Based on the foregoing, we AFFIRM the trial court.



FINNEY, C.J., MOORE, WALLER, and BURNETT, JJ., concur


2 That is not say that an abutting landowner would not have a

constitutional claim as a result of such a closing. In City of Rock Hill V.

Cothran, 209 S.C. 357, 40 S.E.2d 239 (1946), this Court held that the right of

a landowner to recover damages because of the vacation of a street depends on

the location of his land with reference to the part of the street vacated, and the

effect of such vacation on his rights as an abutting owner. The Court stated

that the test is not whether the property abuts the affected section of the road,

but whether there is special injury.
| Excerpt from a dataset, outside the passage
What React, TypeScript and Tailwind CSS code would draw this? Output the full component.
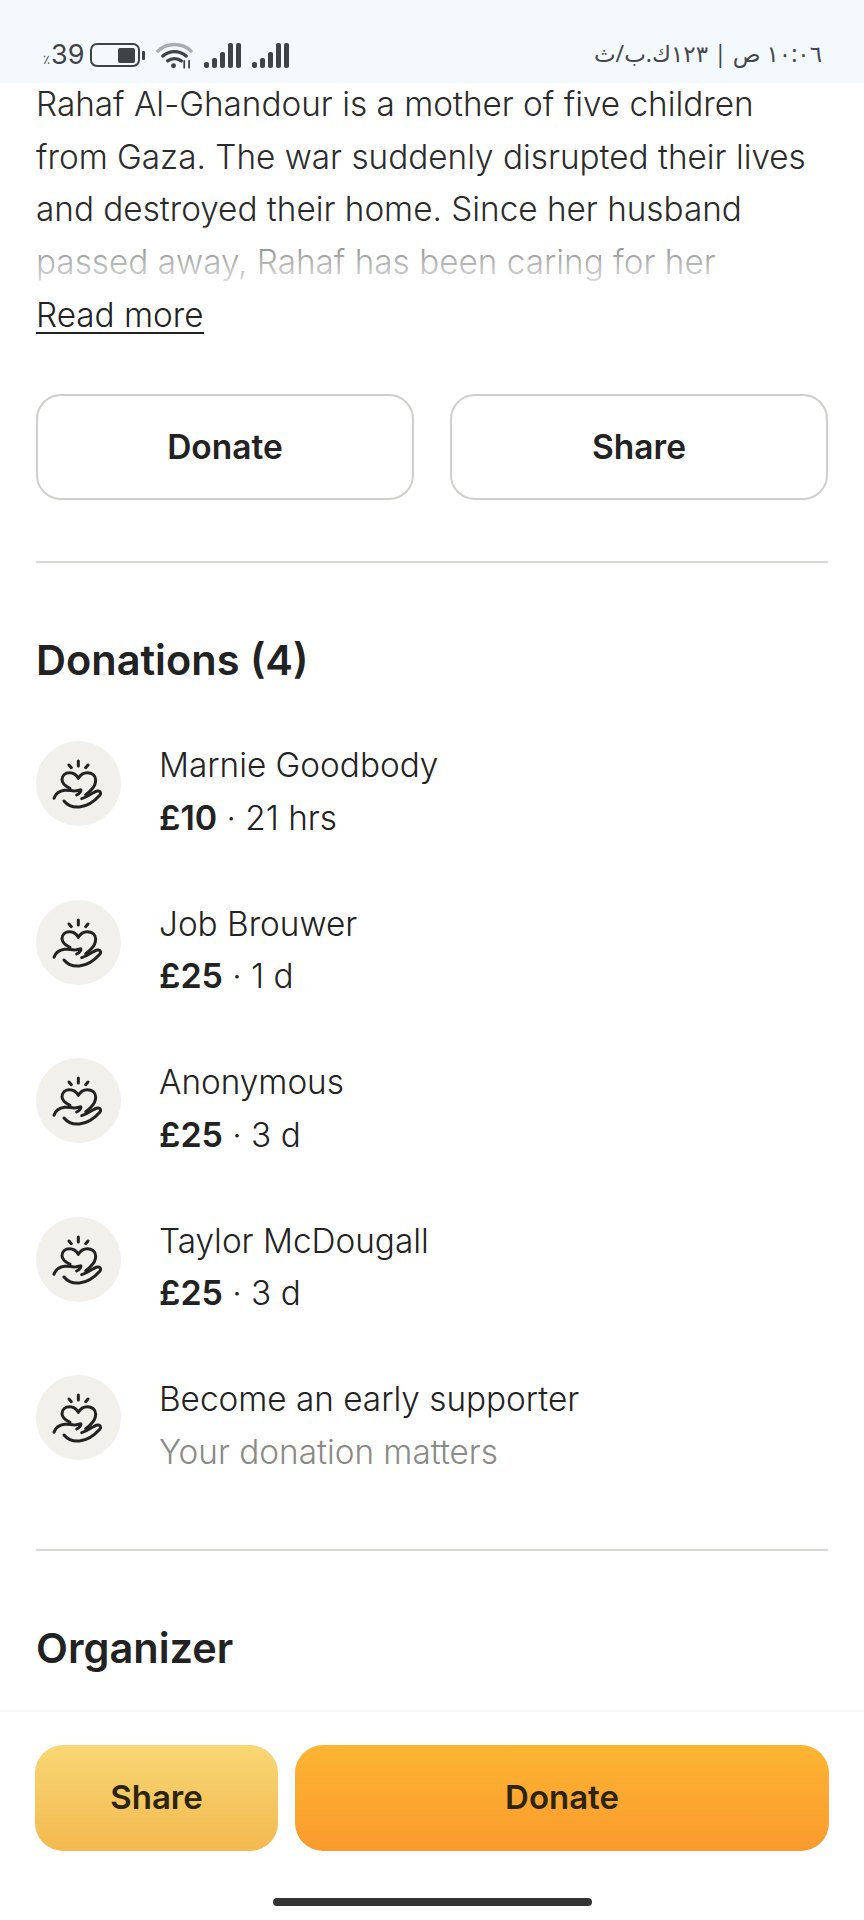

If the property does not abut on the part of

the street vacated, the landowner must be specially injured as to be entitled to

recover compensation on the ground that his access is cut off in one direction,

but not in the opposite direction. In Cothran, the plaintiff's corner lot fronted

on a street that was partially closed by City Council. The portion closed did not

abut the plaintiff's property. The effect of the closing turned the street into a

cul de sac. The Court found that the plaintiff had suffered a special injury. The

Court further held that the fact the landowner had access to a street on another

side of his property was one to be considered in estimating the damages to be

awarded. Cothran, 209 S.C. at 368-71, 40 S.E.2d at 243-44. Cothran is

distinguishable from the instant case because, in this case, the landowner's

property does not abut any part of the affected road.